Durante 2023, Colombia logró revertir la tendencia histórica de pérdida de bosques. Las cifras fueron reconocidas internacionalmente y señaladas como prueba de que el país podía liderar una lucha contra el cambio climático desde la protección de sus ecosistemas.
Sin embargo, se advertía con claridad desde entonces –también desde estos renglones– que esos meritorios logros eran frágiles. Que dependían más de coyunturas –incluidas treguas con grupos armados– que de una verdadera transformación institucional. Hoy, desafortunadamente, el más reciente informe del World Resources Institute confirma esa advertencia: la deforestación en Colombia se disparó en 2024, con un alarmante incremento del 48,5 % en la pérdida de bosques primarios, tan fundamentales para el ecosistema.
Lo primero por decir es que no basta con tener un buen diagnóstico ni ambiciosos planes de conservación si no hay control territorial. Así lo demuestran las 98.220 hectáreas de bosques primarios destruidos en un solo año; así lo confirma el aumento del 53 % en pérdida de bosques no asociada a incendios. Poco sirve un programa de restauración si las entidades del Estado no pueden entrar a ejecutarlo. Cuando la deforestación se redujo, se reconoció y aplaudió el logro, pero se advirtió que este no podía depender de la buena voluntad de quienes en realidad y por la fuerza controlan los territorios.
El aumento de áreas de pastoreo en zonas de selva no puede entenderse sin rastrear flujos de dinero e intereses políticos
De igual forma, mientras las economías ilegales –como la coca y el oro– sigan creciendo sin freno bajo el control de grupos criminales, no habrá pacto ambiental con las comunidades que valga. La minería ilegal, la presión sobre las fuentes hídricas y el aumento de cultivos ilícitos son motores de destrucción que imponen su ley a punta de intimidación y violencia. No se puede pedir a una comunidad que preserve la selva si la única alternativa económica que le llega lo hace escoltada por fusiles. Como han señalado varios expertos del WRI, sin seguridad territorial, sin gobernanza real, sin justicia y sin presencia estatal robusta, la deforestación seguirá su curso.
El tercer punto, a menudo ignorado, es el rol silencioso pero devastador del acaparamiento ilegal de tierras y la ganadería extensiva, en algunos casos con dineros de dudoso origen. El crecimiento desmedido de áreas de pastoreo en antiguas zonas de selva no puede entenderse sin rastrear los flujos de dinero, los intereses políticos y las redes clientelistas que lo sustentan.

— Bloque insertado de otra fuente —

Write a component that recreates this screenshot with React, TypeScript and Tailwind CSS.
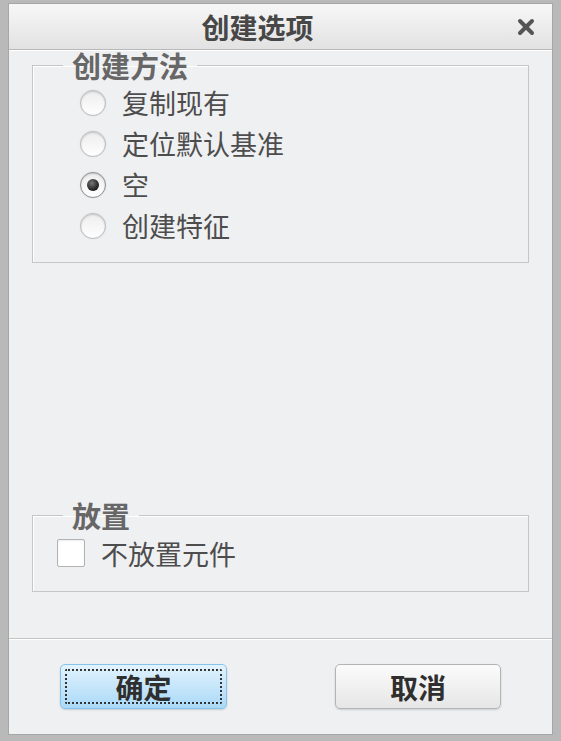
import { X } from 'lucide-react';

const options = ['复制现有', '定位默认基准', '空', '创建特征'];

function Radio({ checked }: { checked: boolean }) {
    return (
        <span
            className={
                'flex h-[26px] w-[26px] shrink-0 items-center justify-center rounded-full border bg-gradient-to-b from-[#ededed] to-white shadow-[inset_0_1px_2px_rgba(0,0,0,0.15),0_0_1px_rgba(0,0,0,0.2)] ' +
                (checked ? 'border-[#8f8f8f]' : 'border-[#bdbdbd]')
            }
        >
            {checked && (
                <span className="h-[12px] w-[12px] rounded-full bg-[radial-gradient(circle_at_40%_35%,#777,#1c1c1c_70%)]" />
            )}
        </span>
    );
}

export default function App() {
    return (
        <div
            className="flex h-[741px] w-[561px] flex-col bg-[#b9b9b9] px-[8px] pt-[3px] pb-[6px]"
            style={{ fontFamily: '"Noto Sans CJK SC", "Noto Sans", sans-serif' }}
        >
            <div className="flex flex-1 flex-col border border-[#a6a6a6] bg-[#eff0f2]">
                {/* Title bar */}
                <div className="relative flex h-[46px] shrink-0 items-center justify-center border-b border-[#b9b9b9] bg-gradient-to-b from-[#f7f7f7] to-[#e2e2e2] pr-[46px] shadow-[0_1px_0_#fff]">
                    <span className="text-[28px] font-bold leading-none text-[#474747]">创建选项</span>
                    <X className="absolute top-[11px] right-[14px] h-[24px] w-[24px] text-[#555]" strokeWidth={4} />
                </div>

                {/* 创建方法 */}
                <fieldset className="mx-[23px] mt-[1px] border border-[#c5c6c8] pb-[16px] shadow-[inset_1px_1px_0_#fff]">
                    <legend className="ml-[30px] px-[9px] text-[29px] leading-[28px] font-bold text-[#676767]">
                        创建方法
                    </legend>
                    <div className="flex flex-col pt-[3px] pl-[47px]">
                        {options.map((label, i) => (
                            <label key={label} className="flex h-[41px] items-center gap-[16px]">
                                <Radio checked={i === 2} />
                                <span className="text-[27px] leading-none text-[#4d4d4d]">{label}</span>
                            </label>
                        ))}
                    </div>
                </fieldset>

                {/* 放置 */}
                <fieldset className="mx-[23px] mt-[238px] border border-[#c5c6c8] pb-[16px] shadow-[inset_1px_1px_0_#fff]">
                    <legend className="ml-[30px] px-[9px] text-[29px] leading-[28px] font-bold text-[#676767]">
                        放置
                    </legend>
                    <label className="flex h-[46px] items-center gap-[16px] pt-[2px] pl-[24px]">
                        <span className="h-[28px] w-[28px] shrink-0 rounded-[2px] border border-[#b3b3b3] bg-white shadow-[inset_0_1px_2px_rgba(0,0,0,0.08)]" />
                        <span className="text-[27px] leading-none text-[#4d4d4d]">不放置元件</span>
                    </label>
                </fieldset>

                {/* Footer */}
                <div className="mt-[46px] flex flex-1 items-start justify-between border-t border-[#c4c4c4] px-[51px] pt-[25px] shadow-[inset_0_1px_0_#fff]">
                    <button className="flex h-[45px] w-[167px] items-center justify-center rounded-[5px] border border-[#86c3ec] bg-gradient-to-b from-[#e3f3fd] to-[#a9d9f7] p-[4px] shadow-[0_1px_2px_rgba(0,0,0,0.15)]">
                        <span className="flex h-full w-full items-center justify-center rounded-[2px] border-2 border-dotted border-[#333]">
                            <span className="text-[28px] leading-none font-bold text-[#2f2f2f]">确定</span>
                        </span>
                    </button>
                    <button className="flex h-[45px] w-[166px] items-center justify-center rounded-[5px] border border-[#b4b4b4] bg-gradient-to-b from-[#fbfbfb] to-[#e6e6e6] shadow-[0_1px_2px_rgba(0,0,0,0.15)]">
                        <span className="text-[28px] leading-none font-bold text-[#2f2f2f]">取消</span>
                    </button>
                </div>
            </div>
        </div>
    );
}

De ahí que cualquier acción estructural contra la deforestación deba incluir un componente de fiscalización financiera, seguimiento predial y lucha contra la corrupción territorial. No se trata de estigmatizar al pequeño ganadero, sino de evidenciar que hay dinámicas mucho más grandes y peligrosas detrás de lo que parece una expansión inocente. Urge que el proyecto de trazabilidad de la carne, en su segundo intento con el apoyo del gremio ganadero, vea la luz.
El aumento de la deforestación no es un accidente ni un simple retroceso temporal. Es el síntoma, grave por demás, por todo lo que implica, de una estructura débil, de una institucionalidad cercada y de una agenda ambiental que, en la práctica, sigue subordinada a otras urgencias. Y apremia enderezarlo.